謙虚で気取らないその姿勢に、私はいつも尊敬を感じていました。


ある日のこと、外務省のKさんが、笑いながらこう言っていました。「外交官って狐なの。化けていないといけないのよ。」


それは、どんな場面でも冷静に、感情を乱さず進むための、したたかさや柔らかさを持つという意味だったのでしょう。けれど、そんな仮面の奥に感じられた人としての温かさと深みが、今も心に残っています。


そんな彼女を思い出すとき、必ず立ち上がってくるのが、フランキンセンスの香り。
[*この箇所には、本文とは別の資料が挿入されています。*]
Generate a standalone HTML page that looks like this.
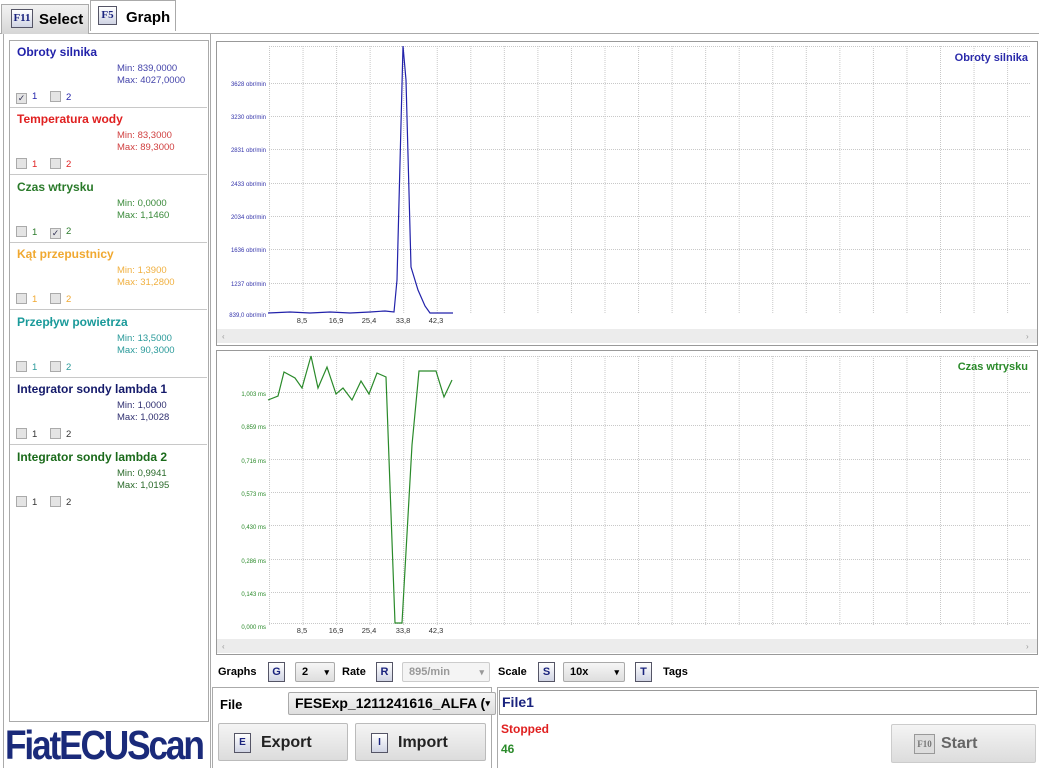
<!DOCTYPE html>
<html><head><meta charset="utf-8"><style>
*{margin:0;padding:0;box-sizing:border-box}
body{width:1039px;height:768px;background:#fff;font-family:"Liberation Sans",Arial,sans-serif;position:relative;overflow:hidden}
.a{position:absolute}
.key{position:absolute;border:1px solid #556;background:linear-gradient(#fff,#d0d4e4);color:#1a237e;font-weight:bold;font-size:10px;text-align:center}
.tab{position:absolute;top:3px;height:30px;font-weight:bold;font-size:15px}
.item{position:absolute;left:10px;width:197px;height:67px;border-bottom:1px solid #c8c8c8}
.item .t{position:absolute;left:7px;top:4px;font-size:12px;font-weight:bold}
.item .mm{position:absolute;left:107px;top:22px;font-size:9.5px;line-height:11.5px}
.item .cb{position:absolute;top:50px;font-size:9.5px}
.item .cb i{display:inline-block;width:11px;height:11px;border:1px solid #aaa;background:#e4e4e4;vertical-align:-2px;margin-right:5px;font-style:normal;font-size:9px;line-height:9px;color:#335;text-align:center}
.btn{position:absolute;border:1px solid #bbb;border-radius:2px;background:linear-gradient(#f4f4f4,#dcdcdc);font-weight:bold;font-size:16px;color:#222}
.sel{position:absolute;border:1px solid #aaa;border-radius:2px;background:linear-gradient(#f6f6f6,#dedede);font-weight:bold;font-size:11px;height:20px;line-height:18px;padding-left:6px}
.sel:after{content:"▾";position:absolute;right:5px;font-size:9px}
.lb{font-weight:bold;font-size:11px;position:absolute}
</style></head><body>
<!-- tabs -->
<div class="a" style="left:0;top:33px;width:1039px;border-top:1px solid #aaa"></div>
<div class="tab" style="left:1px;width:88px;background:linear-gradient(#f2f2f2,#d6d6d6);border:1px solid #aaa;border-bottom:none;top:4px">
 <div class="key" style="left:9px;top:4px;width:22px;height:19px;line-height:17px;font-family:'Liberation Serif',serif;font-size:11px">F11</div>
 <span class="a" style="left:37px;top:6px">Select</span></div>
<div class="tab" style="left:90px;width:86px;height:31px;background:#fff;border:1px solid #aaa;border-bottom:none;top:0">
 <div class="key" style="left:7px;top:5px;width:19px;height:19px;line-height:17px;font-family:'Liberation Serif',serif;font-size:11px">F5</div>
 <span class="a" style="left:35px;top:8px">Graph</span></div>

<!-- left panel -->
<div class="a" style="left:3px;top:34px;width:208px;height:734px;border-left:1px solid #aaa;border-right:1px solid #aaa"></div>
<div class="a" style="left:9px;top:40px;width:200px;height:682px;border:1px solid #aaa"></div>
<div class="item" style="top:41px;color:#2222aa"><div class="t">Obroty silnika</div><div class="mm" style="color:#4444aa">Min: 839,0000<br>Max: 4027,0000</div><div class="cb" style="left:6px"><i>✓</i>1</div><div class="cb" style="left:40px"><i></i>2</div></div>
<div class="item" style="top:108px;color:#e02020"><div class="t">Temperatura wody</div><div class="mm" style="color:#d04040">Min: 83,3000<br>Max: 89,3000</div><div class="cb" style="left:6px"><i></i>1</div><div class="cb" style="left:40px"><i></i>2</div></div>
<div class="item" style="top:176px;color:#2a7a2a"><div class="t">Czas wtrysku</div><div class="mm" style="color:#3a8a3a">Min: 0,0000<br>Max: 1,1460</div><div class="cb" style="left:6px"><i></i>1</div><div class="cb" style="left:40px"><i>✓</i>2</div></div>
<div class="item" style="top:243px;color:#f0a830"><div class="t">Kąt przepustnicy</div><div class="mm" style="color:#f0b040">Min: 1,3900<br>Max: 31,2800</div><div class="cb" style="left:6px"><i></i>1</div><div class="cb" style="left:40px"><i></i>2</div></div>
<div class="item" style="top:311px;color:#1a9a9a"><div class="t">Przepływ powietrza</div><div class="mm" style="color:#2a9a9a">Min: 13,5000<br>Max: 90,3000</div><div class="cb" style="left:6px;color:#2a9a9a"><i></i>1</div><div class="cb" style="left:40px;color:#2a9a9a"><i></i>2</div></div>
<div class="item" style="top:378px;color:#141a6a"><div class="t">Integrator sondy lambda 1</div><div class="mm" style="color:#303070">Min: 1,0000<br>Max: 1,0028</div><div class="cb" style="left:6px;color:#333"><i></i>1</div><div class="cb" style="left:40px;color:#333"><i></i>2</div></div>
<div class="item" style="top:446px;color:#1a6a1a;border-bottom:none"><div class="t">Integrator sondy lambda 2</div><div class="mm" style="color:#2a6a2a">Min: 0,9941<br>Max: 1,0195</div><div class="cb" style="left:6px;color:#333"><i></i>1</div><div class="cb" style="left:40px;color:#333"><i></i>2</div></div>
<div class="a" style="left:5px;top:721px;font-size:41px;font-weight:bold;color:#1a2a7a;letter-spacing:-2.5px;transform:scaleX(0.86);transform-origin:left;line-height:48px;white-space:nowrap">FiatECUScan</div>

<!-- charts -->
<svg class="a" style="left:0;top:0" width="1039" height="660">
<defs>
<pattern id="gv" x="269" y="0" width="33.55" height="700" patternUnits="userSpaceOnUse"><line x1="0.5" y1="0" x2="0.5" y2="700" stroke="#c8c8c8" stroke-dasharray="1,1"/></pattern>
</defs>
<rect x="216.5" y="41.5" width="821" height="304" fill="#fff" stroke="#999"/>
<rect x="269" y="46" width="762" height="268" fill="url(#gv)"/>
<g stroke="#c8c8c8" stroke-dasharray="1,1">
<line x1="269" x2="1031" y1="46.5" y2="46.5"/><line x1="269" x2="1031" y1="83.5" y2="83.5"/><line x1="269" x2="1031" y1="116.5" y2="116.5"/><line x1="269" x2="1031" y1="149.5" y2="149.5"/><line x1="269" x2="1031" y1="183.5" y2="183.5"/><line x1="269" x2="1031" y1="216.5" y2="216.5"/><line x1="269" x2="1031" y1="249.5" y2="249.5"/><line x1="269" x2="1031" y1="283.5" y2="283.5"/>
</g>
<rect x="217" y="329" width="820" height="14" fill="#ececec"/>
<text x="222" y="339" font-size="8" fill="#999">‹</text><text x="1026" y="339" font-size="8" fill="#999">›</text>
<g font-size="6" fill="#3333aa" text-anchor="end" font-family="Liberation Sans">
<text x="266" y="86">3628 obr/min</text><text x="266" y="119">3230 obr/min</text><text x="266" y="152">2831 obr/min</text><text x="266" y="186">2433 obr/min</text><text x="266" y="219">2034 obr/min</text><text x="266" y="252">1636 obr/min</text><text x="266" y="286">1237 obr/min</text><text x="266" y="317">839,0 obr/min</text>
</g>
<g font-size="7.5" fill="#333" text-anchor="middle" font-family="Liberation Sans">
<text x="302" y="323">8,5</text><text x="336" y="323">16,9</text><text x="369" y="323">25,4</text><text x="403" y="323">33,8</text><text x="436" y="323">42,3</text>
</g>
<text x="1028" y="61" font-size="11" font-weight="bold" fill="#2a2aaa" text-anchor="end" font-family="Liberation Sans">Obroty silnika</text>
<polyline fill="none" stroke="#2222aa" stroke-width="1.2" points="268,313 290,312 310,313 330,312 350,313 370,312 385,311 394,312 397,280 403,46 406,80 411,267 418,290 425,306 430,313 453,313"/>

<rect x="216.5" y="350.5" width="821" height="304" fill="#fff" stroke="#999"/>
<rect x="269" y="355" width="762" height="271" fill="url(#gv)"/>
<g stroke="#c8c8c8" stroke-dasharray="1,1">
<line x1="269" x2="1031" y1="356.5" y2="356.5"/><line x1="269" x2="1031" y1="392.5" y2="392.5"/><line x1="269" x2="1031" y1="425.5" y2="425.5"/><line x1="269" x2="1031" y1="459.5" y2="459.5"/><line x1="269" x2="1031" y1="492.5" y2="492.5"/><line x1="269" x2="1031" y1="525.5" y2="525.5"/><line x1="269" x2="1031" y1="559.5" y2="559.5"/><line x1="269" x2="1031" y1="592.5" y2="592.5"/><line x1="269" x2="1031" y1="623.5" y2="623.5"/>
</g>
<rect x="217" y="639" width="820" height="14" fill="#ececec"/>
<text x="222" y="649" font-size="8" fill="#999">‹</text><text x="1026" y="649" font-size="8" fill="#999">›</text>
<g font-size="6" fill="#2a8a2a" text-anchor="end" font-family="Liberation Sans">
<text x="266" y="396">1,003 ms</text><text x="266" y="429">0,859 ms</text><text x="266" y="463">0,716 ms</text><text x="266" y="496">0,573 ms</text><text x="266" y="529">0,430 ms</text><text x="266" y="563">0,286 ms</text><text x="266" y="596">0,143 ms</text><text x="266" y="629">0,000 ms</text>
</g>
<g font-size="7.5" fill="#333" text-anchor="middle" font-family="Liberation Sans">
<text x="302" y="633">8,5</text><text x="336" y="633">16,9</text><text x="369" y="633">25,4</text><text x="403" y="633">33,8</text><text x="436" y="633">42,3</text>
</g>
<text x="1028" y="370" font-size="11" font-weight="bold" fill="#2a8a2a" text-anchor="end" font-family="Liberation Sans">Czas wtrysku</text>
<polyline fill="none" stroke="#2a8a2a" stroke-width="1.2" points="268,400 278,396 284,372 295,378 302,388 311,356 318,388 327,367 336,394 343,388 352,400 361,381 369,394 377,373 386,377 395,623 402,623 412,445 419,371 436,371 444,397 452,380"/>
</svg>

<!-- controls row -->
<span class="lb" style="left:218px;top:666px">Graphs</span>
<div class="key" style="left:268px;top:662px;width:17px;height:20px;line-height:18px;font-size:11px">G</div>
<div class="sel" style="left:295px;top:662px;width:40px">2</div>
<span class="lb" style="left:342px;top:666px">Rate</span>
<div class="key" style="left:376px;top:662px;width:17px;height:20px;line-height:18px;font-size:11px">R</div>
<div class="sel" style="left:402px;top:662px;width:88px;color:#999;background:#f4f4f4;border-color:#ccc">895/min</div>
<span class="lb" style="left:498px;top:666px">Scale</span>
<div class="key" style="left:538px;top:662px;width:17px;height:20px;line-height:18px;font-size:11px">S</div>
<div class="sel" style="left:563px;top:662px;width:62px">10x</div>
<div class="key" style="left:635px;top:662px;width:17px;height:20px;line-height:18px;font-size:11px">T</div>
<span class="lb" style="left:663px;top:666px">Tags</span>

<!-- file panel -->
<div class="a" style="left:212px;top:687px;width:280px;height:81px;border:1px solid #aaa;border-bottom:none"></div>
<span class="a" style="left:220px;top:697px;font-weight:bold;font-size:13px">File</span>
<div class="sel" style="left:288px;top:692px;height:23px;line-height:21px;font-size:14px;width:208px;overflow:hidden;white-space:nowrap">FESExp_1211241616_ALFA (</div>
<div class="btn" style="left:218px;top:723px;width:130px;height:38px"><div class="key" style="left:15px;top:9px;width:17px;height:20px;line-height:18px;font-size:10px">E</div><span class="a" style="left:42px;top:10px">Export</span></div>
<div class="btn" style="left:355px;top:723px;width:131px;height:38px"><div class="key" style="left:15px;top:9px;width:17px;height:20px;line-height:18px;font-size:10px">I</div><span class="a" style="left:42px;top:10px">Import</span></div>

<!-- status panel -->
<div class="a" style="left:497px;top:687px;width:542px;height:81px;border:1px solid #aaa;border-bottom:none;border-right:none"></div>
<div class="a" style="left:499px;top:690px;width:538px;height:25px;border:1px solid #999;font-weight:bold;font-size:14px;color:#1a237e;padding:3px 2px">File1</div>
<span class="a" style="left:501px;top:722px;font-weight:bold;font-size:12px;color:#e02020">Stopped</span>
<span class="a" style="left:501px;top:742px;font-weight:bold;font-size:12px;color:#2a8a2a">46</span>
<div class="btn" style="left:891px;top:724px;width:145px;height:39px;color:#666;border-color:#ccc"><div class="key" style="left:22px;top:9px;width:21px;height:20px;line-height:18px;font-size:9px;color:#777;border-color:#999;background:#ddd;font-family:'Liberation Serif',serif">F10</div><span class="a" style="left:49px;top:10px">Start</span></div>
</body></html>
古代から神聖な場面で使われてきたこの香りは、深く澄んだ静けさと、どこか懐かしさを感じさせる温かさを持ち合わせています。



フランキンセンスという香りの力

フランキンセンスは、心のざわめきをやさしく鎮めてくれる精油。

「今、ここ」に意識を戻し、深い呼吸へと導いてくれる香りとして、アロマテラピーの世界ではとても大切にされています。


その香りには、“間”というものがあります。

主張しすぎず、やさしく空間に溶け込み、静かな湖面のように心を映し出してくれます。


私は彼女の佇まいにも、同じような“間”を感じていました。相手の言葉にすぐ返さず、一呼吸おいてから、やさしく返す言葉。その「余白」に、彼女の知性や敬意がいつもにじんでいたように思います。



香りと記憶のちから

香りは、時に記憶や感情をふいに呼び起こしてくれます。

誰かと交わした言葉

空間の温度

流れていた空気感


香りは、見えないけれど、確かに心の深い場所に届いて、その人の面影をそっと思い出させてくれるのです。



今も、ディフューザーに一滴フランキンセンスを垂らすと、彼女のことがふわりと思い出されます。

読みかけの本が積まれた小さなテーブル。電子ピアノのある少し散らかったお部屋。そこは、彼女にとって静かに自分を取り戻す、大切な場所だったのでしょう。

「何も考えたくないとき、あそこにこもるの」、小さな声でぽつりと呟いていたあの言葉が、今も耳に残っています。


でも私と一緒に過ごす時間は、ソファに並んで座って、キャンドルの揺れる灯りの中で、温かいお茶を飲みながらたくさんお話をしてくれました。


リビングでのひととき、大使館の庭で深呼吸、クリスマスパーティーの準備、私の中で今も輝いている記憶です。

フランキンセンスの澄んだ香りに包まれると、彼女の声や微笑みが、今も胸の中にほどけていきます。